▶ **Requirement**
Reproduce the listing exactly and skip over any pictures.

▶ **Data lines**
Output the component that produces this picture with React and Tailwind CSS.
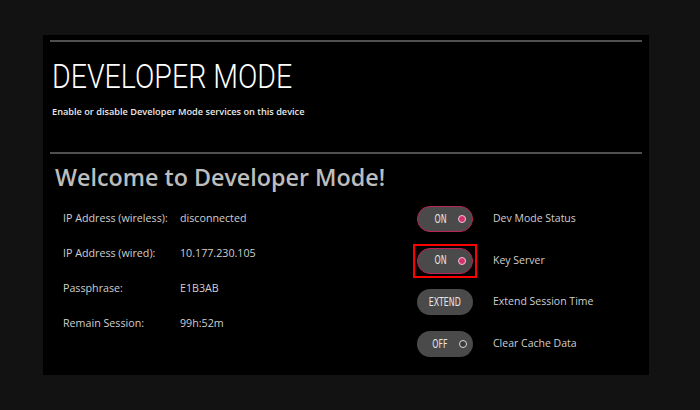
import React from "react";

const cond = "[font-family:'DejaVu_Sans_Condensed','DejaVu_Sans',sans-serif]";

function PillText({ children }) {
  return (
    <span className={"inline-block origin-center scale-x-[0.7] text-[12.5px] leading-none text-[#e6e6e6] " + cond}>
      {children}
    </span>
  );
}

function Toggle({ state }) {
  const on = state === "on";
  return (
    <div
      className={
        "flex h-[26px] w-[56px] items-center justify-between rounded-full bg-[#4a4a4a] pl-[12px] pr-[6px] " +
        (on ? "border-[1.5px] border-[#b8245a]" : "")
      }
    >
      <span className="flex w-[22px] justify-center">
        <PillText>{on ? "ON" : "OFF"}</PillText>
      </span>
      <span
        className={
          "block h-[8px] w-[8px] rounded-full " +
          (on ? "border border-[#f2c5d4] bg-[#d2336f]" : "border-[1.5px] border-[#d9d9d9] bg-[#3a3a3a]")
        }
      />
    </div>
  );
}

function Row({ children, label }) {
  return (
    <div className="flex h-[41.7px] items-center">
      <div className="flex w-[76px] justify-center">{children}</div>
      <span className="ml-[10px] text-[10.5px] text-[#cfcfcf] [font-family:'Open_Sans',sans-serif]">{label}</span>
    </div>
  );
}

export default function App() {
  const info = [
    ["IP Address (wireless):", "disconnected"],
    ["IP Address (wired):", "10.177.230.105"],
    ["Passphrase:", "E1B3AB"],
    ["Remain Session:", "99h:52m"],
  ];
  return (
    <div className="h-[410px] w-[700px] bg-[#121212] pl-[43px] pt-[35px]">
      <div className="flex h-[340px] w-[606px] flex-col bg-black">
        <div className="mx-[7px] mt-[5px] h-[2px] bg-[#4f4f4f]" />
        <div className="ml-[9px] mt-[16px] origin-left scale-x-[0.84] whitespace-nowrap text-[34px] font-light leading-[36px] text-white [font-family:Roboto,sans-serif]">
          DEVELOPER MODE
        </div>
        <div className="ml-[9px] mt-[12px] text-[9.2px] font-semibold leading-[12px] text-[#e8e8e8] [font-family:'Open_Sans',sans-serif]">
          Enable or disable Developer Mode services on this device
        </div>
        <div className="mx-[7px] mt-[34px] h-[2px] bg-[#4f4f4f]" />
        <div className="ml-[12px] mt-[8px] text-[23.3px] font-semibold leading-[30px] text-[#bdbdbd] [font-family:'Open_Sans',sans-serif]">
          Welcome to Developer Mode!
        </div>
        <div className="mt-[6px] flex">
          <div className="ml-[20px] flex w-[340px] flex-col pt-[3px]">
            {info.map(([k, v]) => (
              <div key={k} className="flex h-[35px] items-center text-[10.7px] text-[#cfcfcf] [font-family:'Open_Sans',sans-serif]">
                <span className="w-[117px]">{k}</span>
                <span>{v}</span>
              </div>
            ))}
          </div>
          <div className="ml-[4px] flex flex-col">
            <Row label="Dev Mode Status">
              <Toggle state="on" />
            </Row>
            <Row label="Key Server">
              <div className="border-2 border-[#ff0000] p-[2px]">
                <Toggle state="on" />
              </div>
            </Row>
            <Row label="Extend Session Time">
              <div className="flex h-[26px] w-[56px] items-center justify-center rounded-full bg-[#4a4a4a]">
                <PillText>EXTEND</PillText>
              </div>
            </Row>
            <Row label="Clear Cache Data">
              <Toggle state="off" />
            </Row>
          </div>
        </div>
      </div>
    </div>
  );
}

▶ **Written response**
Output the component that produces this picture with React and Tailwind CSS.
import React from "react";

const cond = "[font-family:'DejaVu_Sans_Condensed','DejaVu_Sans',sans-serif]";

function PillText({ children }) {
  return (
    <span className={"inline-block origin-center scale-x-[0.7] text-[12.5px] leading-none text-[#e6e6e6] " + cond}>
      {children}
    </span>
  );
}

function Toggle({ state }) {
  const on = state === "on";
  return (
    <div
      className={
        "flex h-[26px] w-[56px] items-center justify-between rounded-full bg-[#4a4a4a] pl-[12px] pr-[6px] " +
        (on ? "border-[1.5px] border-[#b8245a]" : "")
      }
    >
      <span className="flex w-[22px] justify-center">
        <PillText>{on ? "ON" : "OFF"}</PillText>
      </span>
      <span
        className={
          "block h-[8px] w-[8px] rounded-full " +
          (on ? "border border-[#f2c5d4] bg-[#d2336f]" : "border-[1.5px] border-[#d9d9d9] bg-[#3a3a3a]")
        }
      />
    </div>
  );
}

function Row({ children, label }) {
  return (
    <div className="flex h-[41.7px] items-center">
      <div className="flex w-[76px] justify-center">{children}</div>
      <span className="ml-[10px] text-[10.5px] text-[#cfcfcf] [font-family:'Open_Sans',sans-serif]">{label}</span>
    </div>
  );
}

export default function App() {
  const info = [
    ["IP Address (wireless):", "disconnected"],
    ["IP Address (wired):", "10.177.230.105"],
    ["Passphrase:", "E1B3AB"],
    ["Remain Session:", "99h:52m"],
  ];
  return (
    <div className="h-[410px] w-[700px] bg-[#121212] pl-[43px] pt-[35px]">
      <div className="flex h-[340px] w-[606px] flex-col bg-black">
        <div className="mx-[7px] mt-[5px] h-[2px] bg-[#4f4f4f]" />
        <div className="ml-[9px] mt-[16px] origin-left scale-x-[0.84] whitespace-nowrap text-[34px] font-light leading-[36px] text-white [font-family:Roboto,sans-serif]">
          DEVELOPER MODE
        </div>
        <div className="ml-[9px] mt-[12px] text-[9.2px] font-semibold leading-[12px] text-[#e8e8e8] [font-family:'Open_Sans',sans-serif]">
          Enable or disable Developer Mode services on this device
        </div>
        <div className="mx-[7px] mt-[34px] h-[2px] bg-[#4f4f4f]" />
        <div className="ml-[12px] mt-[8px] text-[23.3px] font-semibold leading-[30px] text-[#bdbdbd] [font-family:'Open_Sans',sans-serif]">
          Welcome to Developer Mode!
        </div>
        <div className="mt-[6px] flex">
          <div className="ml-[20px] flex w-[340px] flex-col pt-[3px]">
            {info.map(([k, v]) => (
              <div key={k} className="flex h-[35px] items-center text-[10.7px] text-[#cfcfcf] [font-family:'Open_Sans',sans-serif]">
                <span className="w-[117px]">{k}</span>
                <span>{v}</span>
              </div>
            ))}
          </div>
          <div className="ml-[4px] flex flex-col">
            <Row label="Dev Mode Status">
              <Toggle state="on" />
            </Row>
            <Row label="Key Server">
              <div className="border-2 border-[#ff0000] p-[2px]">
                <Toggle state="on" />
              </div>
            </Row>
            <Row label="Extend Session Time">
              <div className="flex h-[26px] w-[56px] items-center justify-center rounded-full bg-[#4a4a4a]">
                <PillText>EXTEND</PillText>
              </div>
            </Row>
            <Row label="Clear Cache Data">
              <Toggle state="off" />
            </Row>
          </div>
        </div>
      </div>
    </div>
  );
}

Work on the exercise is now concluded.